With the outbreak of war in 1914 the vital role of artillery in supporting infantry operations was well understood, although some early French attacks were not well co-ordinated. The French artillery was primarily equipped with the excellent 75mm Model 1897, a huge step forward in its day and still a good weapon in 1914. However like most people the French had assumed the war would be short, and when the fighting dragged on ammunition began to run low. In addition, once the fighting developed into trench warfare the 75 was not so useful, and initially the French had a great shortage of heavy calibre guns with which they might pound their opponent’s field fortifications. In time all these problems were resolved, but during the early months of the war French artillery, like everyone else, struggled to cope with this new form and scale of warfare.
HaT have long since produced a set of World War I French artillery that includes the famous 75 and a late war crew, so this set delivers no gun but a similar crew for the early part of the war. In 1914 French artillerymen wore a dark blue uniform in some ways similar to the infantry. On their head they had the traditional peaked kepi cap, and for active service they wore a particularly short tunic or veste buttoned all the way up the front and with a standing collar. The trousers were tucked into short gaiters, which also covered the top of the boots. By virtue of having the infantry-style gaiters we can say these men are foot artillery – horse artillery wore long boots. The last figure in the second row is obviously riding a horse, and so is wearing the long boots with spurs. He is also wearing a coat with a large cape. Everything about the uniform worn by these men is correctly depicted in this set.
Like any gunner you would expect very little in terms of kit on these men when in action, as they clearly are. Each has a haversack on his left hip, and on a strap over his left shoulder a cartridge pouch for the short rifle issued to artillery gunners. This is fine, but we would have expected a canteen too. Apart from the bayonet scabbard this is the sum total of kit carried, which is good.
We were not particularly impressed by the sculpting of the late war set, but this one is better. Clothing is quite well done, and while there is little call for fine detail, where this is required it is good. Although hard to tell on this dark plastic colour, some of the faces have very shallow definition or are quite roughly done, but that aside these are pretty well done.

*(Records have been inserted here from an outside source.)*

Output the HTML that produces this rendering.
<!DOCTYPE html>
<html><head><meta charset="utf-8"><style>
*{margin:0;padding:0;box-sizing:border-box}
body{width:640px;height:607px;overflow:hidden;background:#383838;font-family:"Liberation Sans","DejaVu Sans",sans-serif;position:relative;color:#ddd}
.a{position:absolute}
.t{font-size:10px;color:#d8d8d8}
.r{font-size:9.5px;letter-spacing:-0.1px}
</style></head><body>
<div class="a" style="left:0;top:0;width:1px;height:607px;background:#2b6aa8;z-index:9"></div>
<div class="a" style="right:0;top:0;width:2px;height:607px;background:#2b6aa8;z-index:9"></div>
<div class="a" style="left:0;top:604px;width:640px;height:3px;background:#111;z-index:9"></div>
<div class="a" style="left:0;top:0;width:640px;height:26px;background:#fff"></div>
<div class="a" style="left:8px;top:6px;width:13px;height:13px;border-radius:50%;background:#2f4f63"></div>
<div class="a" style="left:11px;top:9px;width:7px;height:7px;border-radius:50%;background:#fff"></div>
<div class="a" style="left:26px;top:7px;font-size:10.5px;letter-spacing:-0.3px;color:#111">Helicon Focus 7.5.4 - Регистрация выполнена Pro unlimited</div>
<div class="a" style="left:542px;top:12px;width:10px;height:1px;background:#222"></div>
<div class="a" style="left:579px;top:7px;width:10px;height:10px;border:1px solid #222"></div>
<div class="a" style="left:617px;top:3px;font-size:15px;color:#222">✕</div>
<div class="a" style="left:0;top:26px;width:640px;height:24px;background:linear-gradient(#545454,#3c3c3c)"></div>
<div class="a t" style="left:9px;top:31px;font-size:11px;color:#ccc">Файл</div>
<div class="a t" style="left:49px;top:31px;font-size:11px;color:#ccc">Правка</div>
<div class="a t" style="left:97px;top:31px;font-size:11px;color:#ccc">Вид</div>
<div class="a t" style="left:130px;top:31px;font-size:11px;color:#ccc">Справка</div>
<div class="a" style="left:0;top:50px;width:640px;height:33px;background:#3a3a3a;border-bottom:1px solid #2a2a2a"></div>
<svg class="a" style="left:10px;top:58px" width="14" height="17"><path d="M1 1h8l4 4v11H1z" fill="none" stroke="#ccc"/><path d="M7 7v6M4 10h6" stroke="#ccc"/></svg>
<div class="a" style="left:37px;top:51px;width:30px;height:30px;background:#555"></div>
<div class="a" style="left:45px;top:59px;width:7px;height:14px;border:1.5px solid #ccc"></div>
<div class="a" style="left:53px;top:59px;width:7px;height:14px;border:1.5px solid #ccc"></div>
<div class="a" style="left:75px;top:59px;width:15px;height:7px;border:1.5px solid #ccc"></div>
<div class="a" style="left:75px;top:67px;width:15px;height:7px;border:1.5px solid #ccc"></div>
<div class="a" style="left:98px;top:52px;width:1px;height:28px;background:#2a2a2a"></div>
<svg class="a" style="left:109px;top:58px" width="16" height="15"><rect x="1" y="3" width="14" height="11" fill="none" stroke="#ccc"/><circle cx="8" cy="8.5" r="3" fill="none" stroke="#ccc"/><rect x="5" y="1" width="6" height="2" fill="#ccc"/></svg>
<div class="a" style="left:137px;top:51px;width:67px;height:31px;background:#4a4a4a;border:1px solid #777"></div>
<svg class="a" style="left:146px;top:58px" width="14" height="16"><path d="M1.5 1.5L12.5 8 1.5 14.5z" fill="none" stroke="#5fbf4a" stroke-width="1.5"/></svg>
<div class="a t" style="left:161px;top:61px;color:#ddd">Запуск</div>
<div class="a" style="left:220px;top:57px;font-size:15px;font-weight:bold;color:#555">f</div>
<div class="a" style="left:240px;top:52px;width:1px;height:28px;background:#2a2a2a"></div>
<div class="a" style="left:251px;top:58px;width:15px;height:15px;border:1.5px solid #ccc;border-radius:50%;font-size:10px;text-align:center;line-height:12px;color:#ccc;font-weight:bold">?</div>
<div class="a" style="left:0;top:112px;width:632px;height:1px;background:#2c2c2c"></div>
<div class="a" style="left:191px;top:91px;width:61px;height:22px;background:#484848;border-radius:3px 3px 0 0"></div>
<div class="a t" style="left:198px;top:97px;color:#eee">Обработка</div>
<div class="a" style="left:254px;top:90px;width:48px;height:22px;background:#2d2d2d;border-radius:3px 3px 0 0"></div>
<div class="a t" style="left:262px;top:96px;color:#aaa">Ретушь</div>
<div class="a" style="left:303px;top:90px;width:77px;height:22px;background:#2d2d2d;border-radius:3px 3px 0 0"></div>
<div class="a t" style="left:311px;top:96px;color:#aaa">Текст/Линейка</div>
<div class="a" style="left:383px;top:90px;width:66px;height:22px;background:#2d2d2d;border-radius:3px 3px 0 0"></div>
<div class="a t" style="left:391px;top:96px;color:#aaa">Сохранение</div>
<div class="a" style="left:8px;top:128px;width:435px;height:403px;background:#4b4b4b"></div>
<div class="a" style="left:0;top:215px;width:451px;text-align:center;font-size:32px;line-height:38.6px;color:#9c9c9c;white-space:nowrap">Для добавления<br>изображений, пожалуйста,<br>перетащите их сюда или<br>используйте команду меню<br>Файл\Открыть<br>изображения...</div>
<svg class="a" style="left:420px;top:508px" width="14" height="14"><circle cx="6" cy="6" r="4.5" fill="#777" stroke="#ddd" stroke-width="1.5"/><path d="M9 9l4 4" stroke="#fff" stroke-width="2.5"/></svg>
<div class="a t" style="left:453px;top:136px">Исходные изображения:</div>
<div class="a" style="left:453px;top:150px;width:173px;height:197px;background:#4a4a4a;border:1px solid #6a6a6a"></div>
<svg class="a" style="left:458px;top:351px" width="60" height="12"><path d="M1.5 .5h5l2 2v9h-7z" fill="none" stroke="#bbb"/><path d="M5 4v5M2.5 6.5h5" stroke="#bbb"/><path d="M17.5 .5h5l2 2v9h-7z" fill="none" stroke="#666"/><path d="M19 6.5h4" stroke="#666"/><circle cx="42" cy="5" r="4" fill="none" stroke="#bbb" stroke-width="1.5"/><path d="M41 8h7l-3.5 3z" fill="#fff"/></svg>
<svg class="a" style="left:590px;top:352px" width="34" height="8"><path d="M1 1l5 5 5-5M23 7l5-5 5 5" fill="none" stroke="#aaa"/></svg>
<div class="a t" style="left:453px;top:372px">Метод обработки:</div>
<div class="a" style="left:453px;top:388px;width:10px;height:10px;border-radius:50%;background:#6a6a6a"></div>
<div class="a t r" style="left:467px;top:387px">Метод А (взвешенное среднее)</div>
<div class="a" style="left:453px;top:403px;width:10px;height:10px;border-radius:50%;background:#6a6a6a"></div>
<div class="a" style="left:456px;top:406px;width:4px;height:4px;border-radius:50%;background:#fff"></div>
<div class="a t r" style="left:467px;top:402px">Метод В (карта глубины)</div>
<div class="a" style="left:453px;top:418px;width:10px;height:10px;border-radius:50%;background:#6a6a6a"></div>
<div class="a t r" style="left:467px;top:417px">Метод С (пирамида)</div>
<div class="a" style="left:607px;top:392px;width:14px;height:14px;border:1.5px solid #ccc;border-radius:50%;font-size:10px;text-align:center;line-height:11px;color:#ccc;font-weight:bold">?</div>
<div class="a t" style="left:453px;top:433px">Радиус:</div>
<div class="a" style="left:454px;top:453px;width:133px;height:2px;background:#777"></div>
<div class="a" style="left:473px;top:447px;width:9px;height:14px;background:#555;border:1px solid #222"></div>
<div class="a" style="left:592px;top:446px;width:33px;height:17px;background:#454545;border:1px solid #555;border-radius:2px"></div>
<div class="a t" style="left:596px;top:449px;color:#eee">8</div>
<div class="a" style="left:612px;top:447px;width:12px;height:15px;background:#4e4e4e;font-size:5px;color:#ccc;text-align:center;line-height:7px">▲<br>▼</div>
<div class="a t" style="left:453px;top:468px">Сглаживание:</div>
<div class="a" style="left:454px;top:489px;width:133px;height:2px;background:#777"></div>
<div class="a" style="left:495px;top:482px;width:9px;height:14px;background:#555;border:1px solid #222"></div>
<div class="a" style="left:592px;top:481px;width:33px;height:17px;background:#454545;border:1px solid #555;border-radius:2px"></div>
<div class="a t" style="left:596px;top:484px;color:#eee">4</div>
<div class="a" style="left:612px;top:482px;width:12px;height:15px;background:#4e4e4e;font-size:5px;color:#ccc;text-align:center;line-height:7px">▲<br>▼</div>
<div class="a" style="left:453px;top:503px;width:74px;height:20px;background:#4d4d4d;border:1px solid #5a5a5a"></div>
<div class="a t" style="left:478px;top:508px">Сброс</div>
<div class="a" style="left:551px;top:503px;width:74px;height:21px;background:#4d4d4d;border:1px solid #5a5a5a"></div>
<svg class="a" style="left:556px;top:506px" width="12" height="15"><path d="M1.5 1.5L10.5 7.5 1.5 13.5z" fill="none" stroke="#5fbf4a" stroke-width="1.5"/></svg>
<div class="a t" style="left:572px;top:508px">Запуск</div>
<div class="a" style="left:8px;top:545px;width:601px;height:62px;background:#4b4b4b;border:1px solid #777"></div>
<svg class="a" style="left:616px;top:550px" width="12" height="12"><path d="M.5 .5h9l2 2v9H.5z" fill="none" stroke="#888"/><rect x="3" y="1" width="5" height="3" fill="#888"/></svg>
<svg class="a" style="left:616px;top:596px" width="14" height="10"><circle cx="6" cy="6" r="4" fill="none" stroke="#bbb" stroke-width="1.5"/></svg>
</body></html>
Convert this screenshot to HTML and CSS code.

Also well worth observing that there is no flash at all anywhere, nor any extra plastic worthy of the name.
The poses are much like the many other artillery sets from this manufacturer, beginning with three figures handling shells, which from their size look like those for the 75, predictably (and so another improvement on the late-war set). The fourth pose is empty-handed, but is presumably part of the feeding of shells from magazine to gun too. The first figure in the second row is presumably pulling the lanyard to fire the gun, although if so then the angle is all wrong, and in any case you would expect this to be in his left hand, so we were not sure what this figure is all about. The sixth man is an NCO and so in charge of the gun. He has no kit bar a revolver, and while not a great pose he is acceptable. The seventh man is clearly seated on the limber or, much more likely, on some support vehicle, since usually no one sat on the limber to avoid overworking the team. In any case, he is not hanging on, so unlikely to be moving. Finally we have an outrider for the horse team, of which three would be needed for any gun, but there are only four of this pose in the whole box. Again he looks quite sedate, but should work well enough, although as at the time of writing the team itself has yet to be made by HaT.
This set is certainly a great improvement on the late-war set, which was made almost 10 years earlier. The poses are pretty good and there are no accuracy problems, while the sculpting is noticeably better. Also we were pleased to see it made in more of a traditional, harder plastic than the softish material often used by HaT in recent years, although doubtless different customers will have their own preferences on that. In many ways then this is a return to form for HaT, since small field guns and their crews were so important while the warfare was fluid and relatively open in the first few weeks.